Expanding into new segments should never mean abandoning the people who trusted your brand first. Every decision should strengthen the brand’s identity rather than dilute it. Because once customers begin asking, “Wait… what does this brand actually stand for now?” you’ve entered the conflict zone.
And unlike Squid Game, there’s no giant doll to warn you that you’ve crossed the line.
Segment Relationship Management (SRM)
So how do brands keep growing without losing themselves?
One answer is Segment Relationship Management (SRM), a strategic framework that focuses not only on acquiring new audiences but also on understanding how different customer segments interact with one another.
Most segmentation models stop after identifying who the customers are. SRM goes a step further by asking a more strategic question:
How do these segments affect each other?
Some customer groups naturally reinforce one another. Others compete for attention, reshape brand perception, or even create friction that weakens trust across the entire customer base. Without understanding these relationships, growth becomes surprisingly risky.
Launching a premium product may strengthen perceptions among affluent buyers while making value-driven customers feel excluded. Pursuing mass market awareness might boost sales but reduce the exclusivity that loyal premium customers once appreciated. Every new segment changes the ecosystem, not just the revenue chart.
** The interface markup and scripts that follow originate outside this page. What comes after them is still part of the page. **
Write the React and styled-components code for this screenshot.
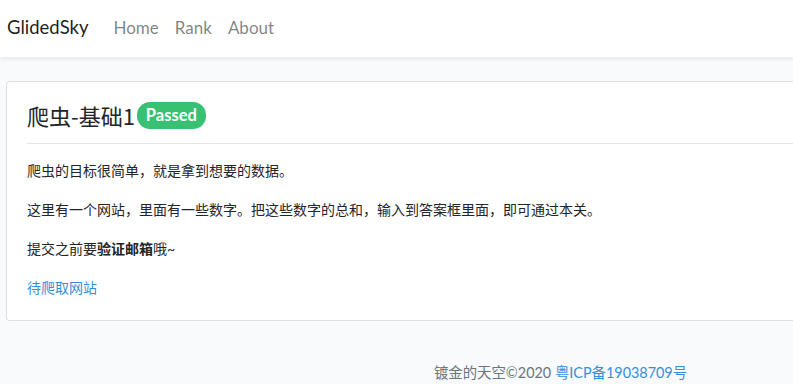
import React from "react";
import styled, { createGlobalStyle } from "styled-components";

const Global = createGlobalStyle`
  html, body { margin: 0; padding: 0; }
  body {
    background: #f8fafc;
    font-family: "Lato", "Noto Sans CJK SC", sans-serif;
    color: #212529;
    font-size: 14.4px;
    line-height: 1.6;
  }
`;

const Viewport = styled.div`
  width: 100%;
  overflow: hidden;
`;

const Page = styled.div`
  width: 1121px;
`;

const Navbar = styled.nav`
  height: 57px;
  background: #fff;
  box-shadow: 0 2px 4px rgba(0, 0, 0, 0.075);
  display: flex;
  align-items: center;
  padding: 0 7px 3px;
  box-sizing: border-box;
`;

const Brand = styled.a`
  font-size: 18.5px;
  color: rgba(0, 0, 0, 0.9);
  text-decoration: none;
  margin-right: 17px;
  line-height: 1;
`;

const NavLink = styled.a`
  font-size: 17px;
  color: rgba(0, 0, 0, 0.5);
  text-decoration: none;
  padding: 0 8px;
  line-height: 1;
`;

const Main = styled.main`
  padding: 24px 6px 0;
`;

const Card = styled.div`
  background: #fff;
  border: 1px solid rgba(0, 0, 0, 0.125);
  border-radius: 4px;
  padding: 20px 20px 21px;
`;

const Title = styled.h3`
  margin: 0;
  font-size: 22px;
  font-weight: 400;
  line-height: 1.2;
  display: flex;
  align-items: center;
  font-family: "Noto Sans CJK SC", sans-serif;
`;

const Badge = styled.span`
  background: #38c172;
  color: #fff;
  font-family: "Lato", sans-serif;
  font-weight: 700;
  font-size: 16.5px;
  line-height: 1;
  padding: 5px 9px 5px;
  border-radius: 13px;
  margin-left: 2px;
`;

const Rule = styled.hr`
  border: 0;
  border-top: 1px solid rgba(0, 0, 0, 0.1);
  margin: 14px 0 15px;
`;

const Para = styled.p`
  margin: 0 0 16px;
  font-size: 14px;
  line-height: 23px;
  &:last-child { margin-bottom: 0; }
`;

const Link = styled.a`
  color: #3490dc;
  text-decoration: none;
`;

const Footer = styled.footer`
  text-align: center;
  padding: 40px 0 0;
  font-size: 14.4px;
  color: #6c757d;
  line-height: 23px;
`;

export default function App() {
  return (
    <Viewport>
      <Global />
      <Page>
        <Navbar>
          <Brand href="#">GlidedSky</Brand>
          <NavLink href="#">Home</NavLink>
          <NavLink href="#">Rank</NavLink>
          <NavLink href="#">About</NavLink>
        </Navbar>
        <Main>
          <Card>
            <Title>
              爬虫-基础1<Badge>Passed</Badge>
            </Title>
            <Rule />
            <Para>爬虫的目标很简单，就是拿到想要的数据。</Para>
            <Para>这里有一个网站，里面有一些数字。把这些数字的总和，输入到答案框里面，即可通过本关。</Para>
            <Para>
              提交之前要<strong>验证邮箱</strong>哦~
            </Para>
            <Para>
              <Link href="#">待爬取网站</Link>
            </Para>
          </Card>
        </Main>
        <Footer>
          镀金的天空©2020 <Link href="#">粤ICP备19038709号</Link>
        </Footer>
      </Page>
    </Viewport>
  );
}
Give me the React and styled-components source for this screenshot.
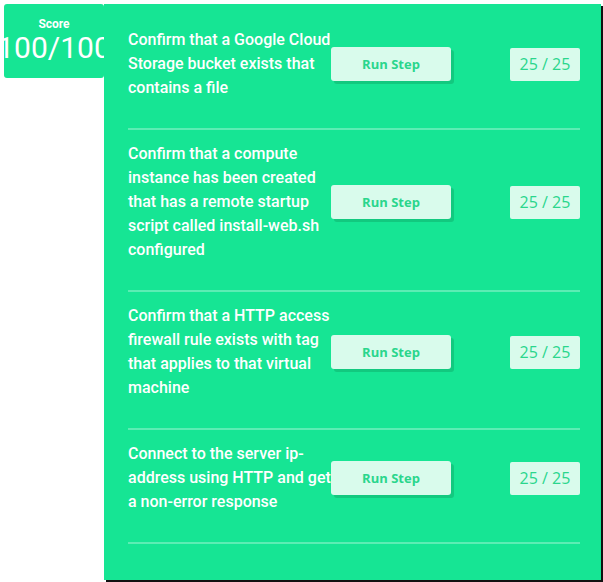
import React from 'react';
import styled, { createGlobalStyle } from 'styled-components';

const GREEN = '#16e594';
const MINT = '#d9fbec';
const INK = '#2ad68c';

const GlobalStyle = createGlobalStyle`
  body {
    margin: 0;
    background: #fff;
    font-family: Roboto, "Liberation Sans", sans-serif;
  }
`;

const Page = styled.div`
  display: flex;
  align-items: flex-start;
  padding: 4px;
`;

const ScoreCard = styled.div`
  width: 100px;
  height: 74px;
  flex-shrink: 0;
  display: flex;
  flex-direction: column;
  align-items: center;
  background: ${GREEN};
  border-radius: 3px;
  color: #fff;
  padding-top: 13px;
  box-sizing: border-box;
`;

const ScoreLabel = styled.div`
  font-size: 12px;
  font-weight: 700;
  line-height: 14px;
`;

const ScoreValue = styled.div`
  font-size: 30px;
  font-weight: 400;
  line-height: 34px;
  white-space: nowrap;
`;

const Panel = styled.section`
  width: 497px;
  height: 576px;
  flex-shrink: 0;
  box-sizing: border-box;
  padding: 12px 21px 0 24px;
  background: ${GREEN};
  box-shadow: 2px 2px 0 #111;
`;

const StepRow = styled.div`
  display: flex;
  align-items: center;
  padding: 12px 0 28px;
  border-bottom: 2px solid rgba(255, 255, 255, 0.3);
`;

const StepText = styled.p`
  width: 203px;
  flex-shrink: 0;
  margin: 0;
  color: #fff;
  font-size: 16px;
  font-weight: 500;
  line-height: 24px;
`;

const RunButton = styled.button`
  width: 120px;
  height: 34px;
  flex-shrink: 0;
  border: none;
  border-radius: 3px;
  background: ${MINT};
  color: ${INK};
  font-family: "Open Sans", sans-serif;
  font-size: 13px;
  font-weight: 700;
  box-shadow: 3px 3px 0 #12c97f;
  cursor: pointer;
`;

const Points = styled.div`
  margin-left: auto;
  width: 70px;
  height: 33px;
  display: flex;
  align-items: center;
  justify-content: center;
  border-radius: 2px;
  background: ${MINT};
  color: ${INK};
  font-family: "Open Sans", sans-serif;
  font-size: 16px;
  font-weight: 500;
`;

const steps = [
  'Confirm that a Google Cloud Storage bucket exists that contains a file',
  'Confirm that a compute instance has been created that has a remote startup script called install-web.sh configured',
  'Confirm that a HTTP access firewall rule exists with tag that applies to that virtual machine',
  'Connect to the server ip-address using HTTP and get a non-error response',
];

export default function App() {
  return (
    <>
      <GlobalStyle />
      <Page>
        <ScoreCard>
          <ScoreLabel>Score</ScoreLabel>
          <ScoreValue>100/100</ScoreValue>
        </ScoreCard>
        <Panel>
          {steps.map((s) => (
            <StepRow key={s}>
              <StepText>{s}</StepText>
              <RunButton>Run Step</RunButton>
              <Points>25 / 25</Points>
            </StepRow>
          ))}
        </Panel>
      </Page>
    </>
  );
}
That’s why growth without SRM is a bit like juggling flaming torches while blindfolded. You might impress everyone for a while, but eventually gravity gets involved. SRM helps marketers make smarter decisions by answering questions such as:
Which customer segments naturally complement each other?
Which audiences create conflict when targeted simultaneously?
Which segment should define the brand’s identity?
Which opportunities are worth pursuing, and which should be intentionally ignored?
The objective isn’t to maximize the number of customer segments. It’s to maximize the strength of the brand while growing sustainably.
The strongest brands understand that not every customer needs the same message, but every message should still feel like it comes from the same brand. That’s how companies expand into new markets without sacrificing the trust they’ve spent years building. Because in the long run, smart growth beats fast growth. Every single time.